Many developers use multiple models:

RoleUse For
Heavy hitterComplex changes, architecture, debugging
Fast modelTab completions, quick edits, iterative loops
Local/private modelSensitive code or offline work

This keeps the workflow responsive without forcing one model to do every job.

Switching difficulty depends more on tool architecture than on the model itself:

  • some tools expose a model picker in the UI
  • some rely on config files or CLI flags
  • some are tied to one provider family

If model switching matters to you, prefer tools that make provider changes explicit and reversible.

  • Use your best reasoning model for tasks that would take a human hours.
  • Use faster models for autocomplete, drafts, and tight feedback loops.
  • Treat long context as a capability, not a permission slip to dump everything in.
  • Prefer local models when privacy constraints are the dominant requirement.
  • Re-check live benchmarks before making strong model claims in team docs or policies.

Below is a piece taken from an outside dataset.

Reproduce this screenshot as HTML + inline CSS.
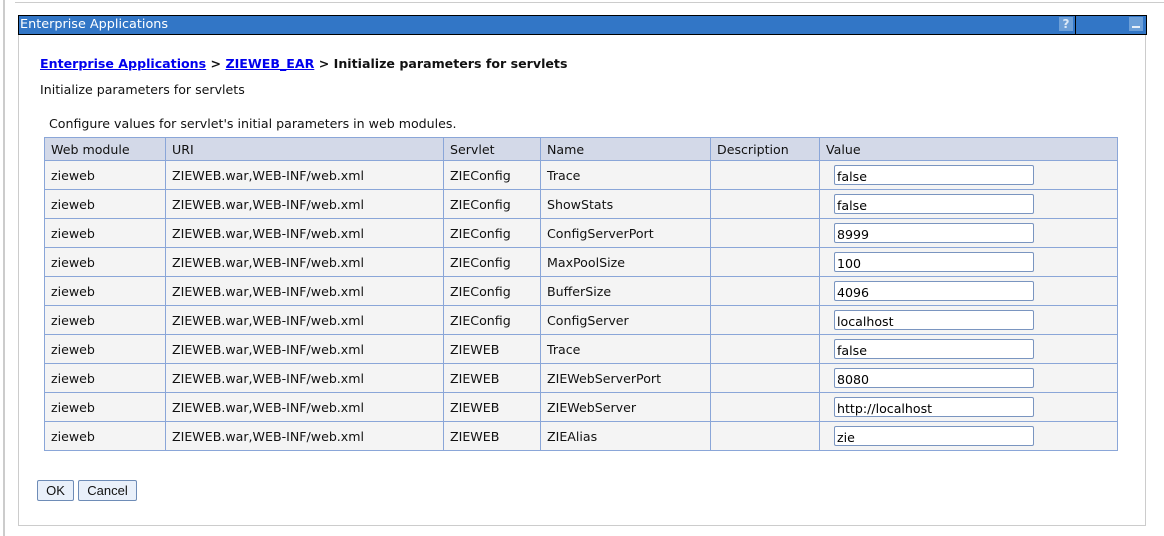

For privacy, offline work, or air-gapped environments. Always an option, but most developers start with hosted APIs.

Model size classHardware NeededWhen to Use
Large coding model (roughly 30B+)24GB+ VRAMbest local quality if you have the hardware
Mid-size coding model (roughly 14B-16B)16GB+ VRAMgood balance of quality and practicality
Small coding model (roughly 7B-8B)8GB+ VRAMlighter hardware and experimentation

Run with a local serving stack or desktop runtime. Pair with whatever editor or terminal workflow already fits your environment.

BenchmarkWhat It MeasuresLink
SWE-benchReal GitHub issue resolutionswebench.com
Aider PolyglotMulti-language code editingaider.chat/docs/leaderboards
Artificial AnalysisSpeed, quality, model changes over timeartificialanalysis.ai
LLM StatsAggregated benchmarksllm-stats.com

Use live benchmark trackers for current details. Data moves quickly.